Titanic: was it all right when it left here?

Titanic rivets

Not according to metallurgists Tim Foecke and Jennifer Hooper McCarty whose research has suggested that dodgy Harland and Wolff rivets were at fault for allowing the Titanic’s hull to be ripped apart by the pressure of the iceberg impact.

With six of the hull’s chambers exposed to the Atlantic waters, the “unsinkable” ship lasted less than three hours, not enough time for rescue boats to reach those (disproportionately poorer) passengers left without access to a lifeboat (the White Star line failed to supply enough for all on board, although interestingly, this was still more than was required by law). As a result, 1,514 men, women and children died. Today, a sinking under such circumstances would likely result in a case of corporate manslaughter.

Science writer Richard Corfield picks up the story in a fascinating article in the current issue of Physics World (which I try to never miss):

In the mid-2000s two metallurgists, Tim Foecke at the US National Institute of Standards and Technology and Jennifer Hooper McCarty, then at Johns Hopkins University in the US, focused their attention on the composition of the Titanic’s rivets. They combined their metallurgical analysis with a methodical sweep through the records of the Harland and Wolff shipyard in Belfast where the Titanic was built. Combining physical and historical analysis in this way proved to be a powerful trick.

Foecke and McCarty found that the rivets that held the mild-steel plates of the Titanic’s hull together were not of uniform composition or quality and had not been inserted in a uniform fashion. Specifically, Foecke and McCarty found that the rivets at the front and rear fifths of the Titanic were made only of “best” quality iron, not “best-best”, and had been inserted by hand. The reason for this was that, at the time of the Titanic’s construction, the hydraulic presses used to insert the rivets used in the middle three-fifths of the ship could not be operated where the curvature of the hull was too acute (i.e. at bow and stern).
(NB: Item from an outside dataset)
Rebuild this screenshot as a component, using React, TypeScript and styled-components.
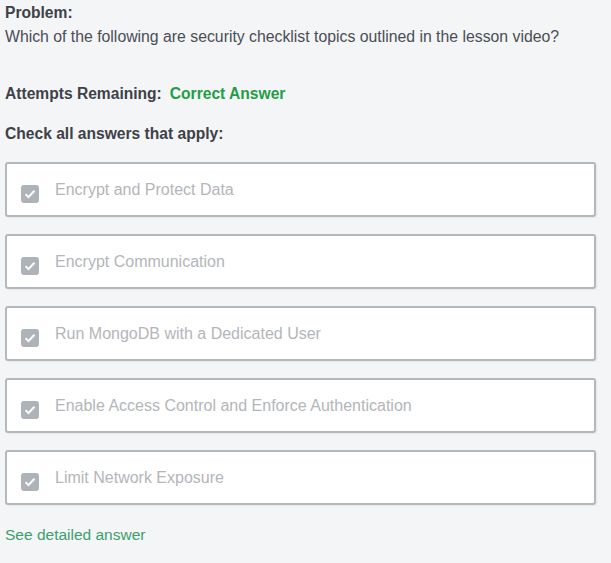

But why did Harland and Wolff use “best” quality rivets rather than “best-best?” Foecke and McCarty speculate that it may simply have been a cost-saving exercise. “Best” rivets were cheaper than “best-best” but also had a higher concentration of impurities known as “slag”. This higher concentration of slag meant that the rivets were particularly vulnerable to shearing stresses – precisely the kind of impact they were subjected to that long-ago night in April 1912. Lab tests have shown that the heads of such rivets can pop off under extreme pressure, which on the Titanic would have allowed the steel plates on the hull to come apart, exposing her inner chambers to an onslaught of water.

The allegedly dodgy rivets are only part of “a perfect storm” of reasons outlined by Corfield for the sinking of the Titanic – the absence of binoculars in the crow’s nest; the high speed despite the iceberg warnings; the radio operators’ tardiness in getting crucial information to officers; the lack of lifeboats; the interplay of two ocean currents; and the high spring tide, all figure.

Yet, it does beg the question, amidst all the hype surrounding the opening of Titanic Belfast: ‘was it all right when it left here?’